The City of Denver currently has a linkage fee that requires a developer to pay a small amount to compensate for the impact that a project has on overall affordability. "Ours is a slight fee. It’s the lowest in the nation," Kniech says, pointing out that developers in Denver also have the option of including affordable-housing units in rental developments as a way around the linkage fee.

If HB-1117 were to pass, Denver City Council could enact certain requirements for rental developments, such as mandating that 20 percent of the units have to be affordable for people making 60 percent or less of the area median income (AMI). The linkage fee would remain in place.

In the meantime, over the past year, the Denver Department of Community Planning and Development has been working on a project that would establish citywide zoning incentives for affordable housing, such as ones that would allow developers to build higher in exchange for the inclusion of more affordable units.

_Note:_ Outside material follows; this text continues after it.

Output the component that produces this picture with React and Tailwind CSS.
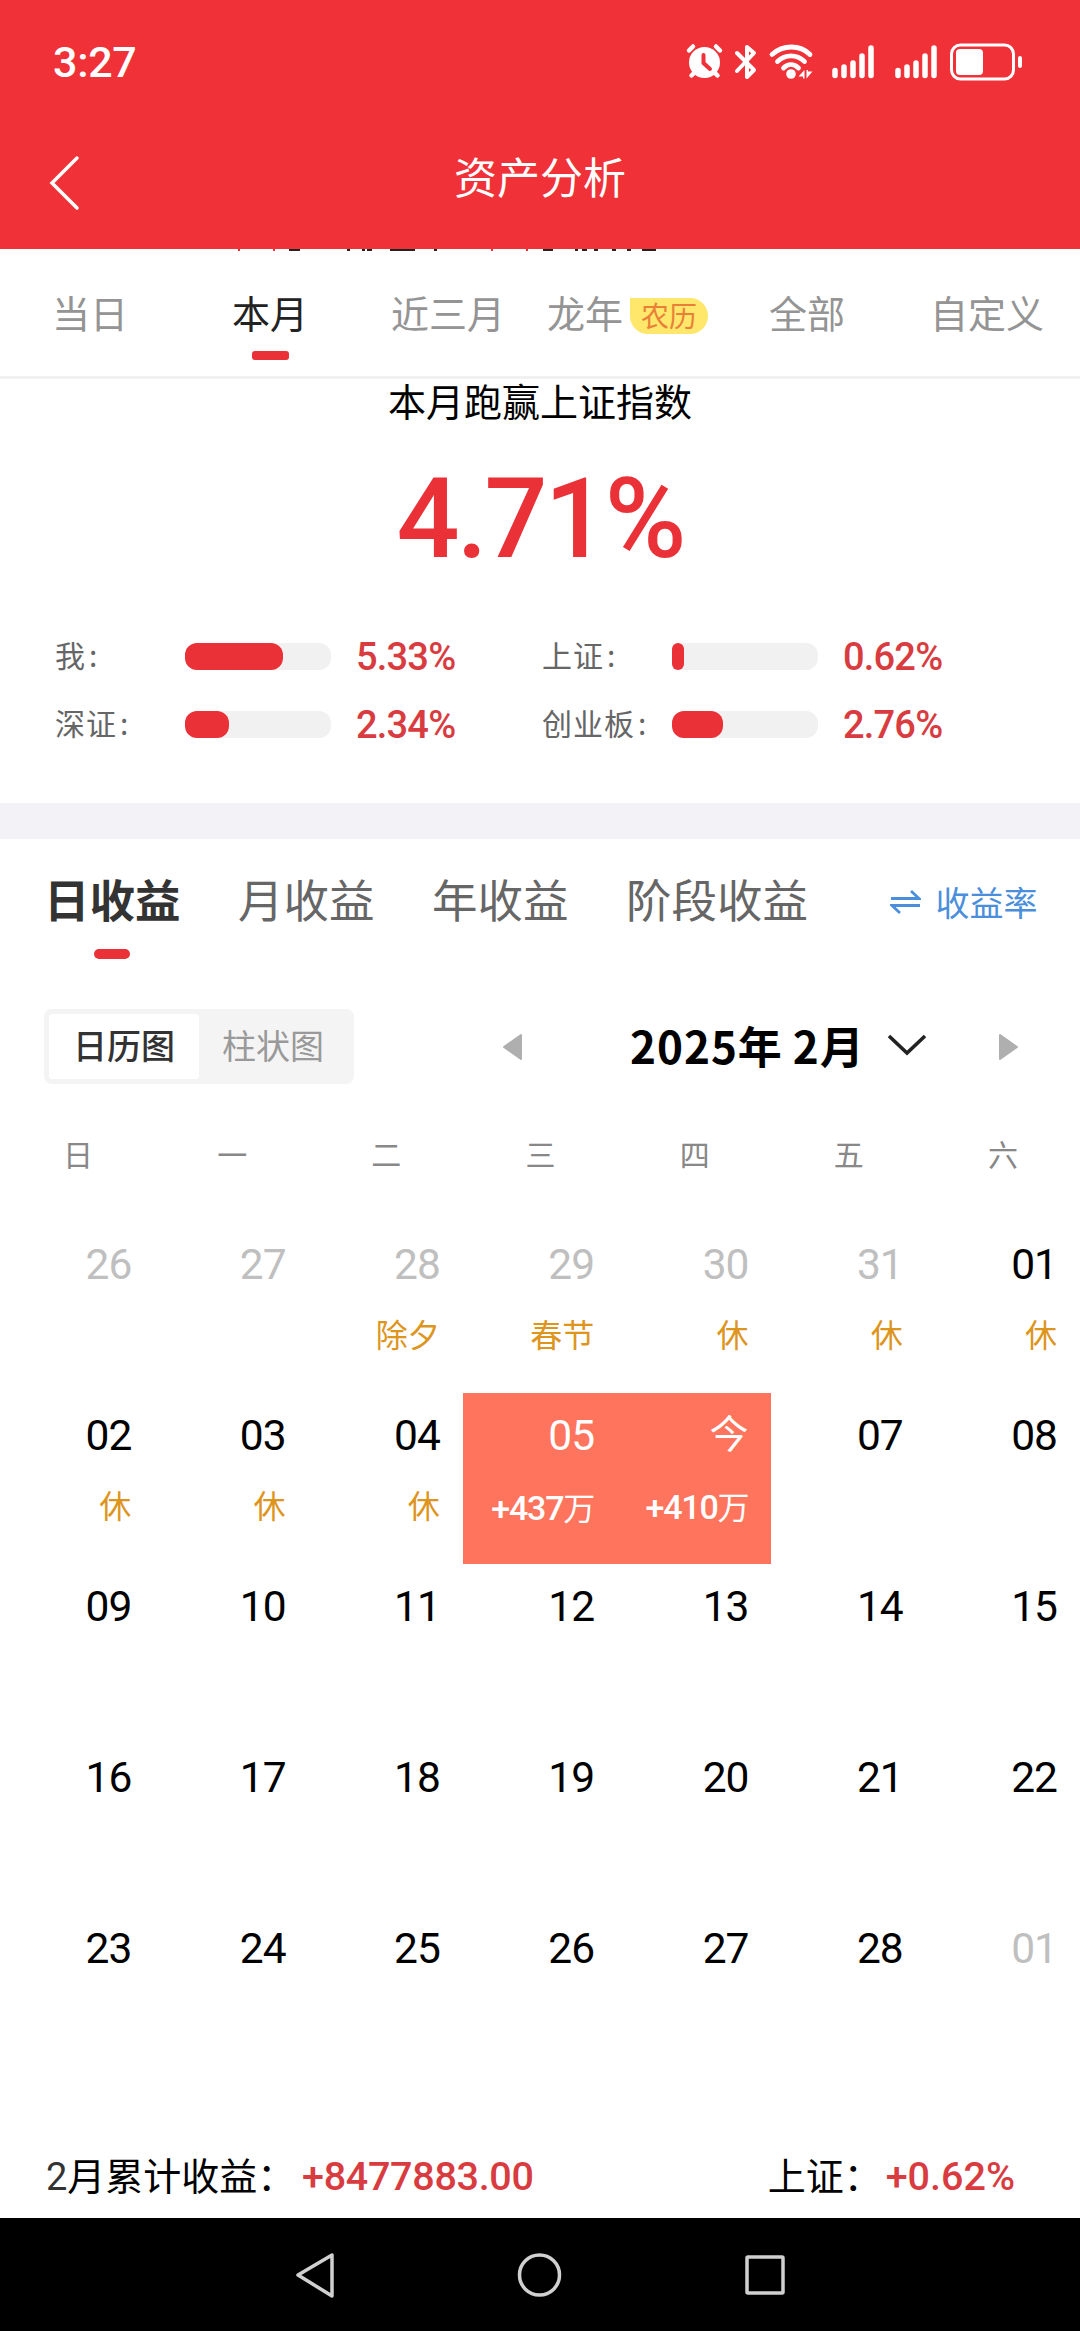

The CPD is also looking at updating the city's linkage fee and readying Denver for potential changes that might result from the passage of HB-1117.

But first, HB-1117 will move to a legislative committee, where representatives of developers and apartment complexes plan to push back hard, arguing that passing HB-1117 as currently written would stifle development in places like Denver.

"If the ask is too big, the deal won’t pencil out, and nobody will build the project at all," says Drew Hamrick of the Colorado Apartment Association. "It just becomes a de facto no-growth amendment."

As development slows, supply would slip well below demand for rental units and prices would increase across the board, thus decreasing affordability, Hamrick suggests: "What you just created is a system where the working class bears the full cost for subsidizing housing for the slightly more poor."

The Colorado Apartment Association would like to see the bill amended so that it requires no more than 20 percent of new apartment rental units to be affordable at no less than 80 percent of the average area monthly rent. Additionally, the CAA wants HB-1117 to establish financial incentives to offset affordable-housing requirements.

But proponents of the bill reject that. "The Apartment Association is coming from the assumption that a local government is going to act in a way that no housing gets built, and I just don’t agree with that," Dollar says. "If that did happen, it goes against the entire premise of the bill, which is to increase the supply [of affordable housing]."

And the bill's sponsors appear reluctant to enact such amendments.

"We’d be happy to sit down and talk with anybody. But I am concerned that if we’re looking at language that makes this a narrower bill, we will lose the flexibilities that our municipalities are asking for to address their own issues, which are not the same city to city across the state," says Lontine.

"Every city in this state is so unique. Can you imagine applying the same requirements to Basalt, Aspen, Denver, Broomfield?" asks Kniech, whom Lontine refers to as the "technical advisor" on HB-1117.

The Colorado Housing Affordability Project, a group whose mission is to enact reforms to the "state’s land use regulatory system to increase the supply of housing that is affordable for all Coloradans," also has concerns about HB-1117 in its current form.

"Some of our initial research suggests that, in other states where inclusionary housing is allowed, such policies can actually suppress the development of both affordable and market-rate units if they don’t take account of housing needs, financial offsets for developers, and compliance alternatives," says Brian Connolly, a local land- use attorney and founding member of CHAP.

Connolly says that his group is supportive of inclusionary housing generally. But CHAP plans to ask lawmakers to make changes that he thinks would strengthen HB-1117, such as requiring more up-front work by municipalities to research housing needs before implementing any inclusionary zoning measure.

But Dollar also disagrees with this approach, arguing that giving municipalities "more tools would be more productive than putting mandates" on them. "For the Municipal League," she adds, "this is a local-control bill, and the idea is to provide local governments with a new tool. It is not the end-all-be-all solution to the affordable-housing crisis. There are a lot of different things that need to happen. But it’s one piece of that puzzle."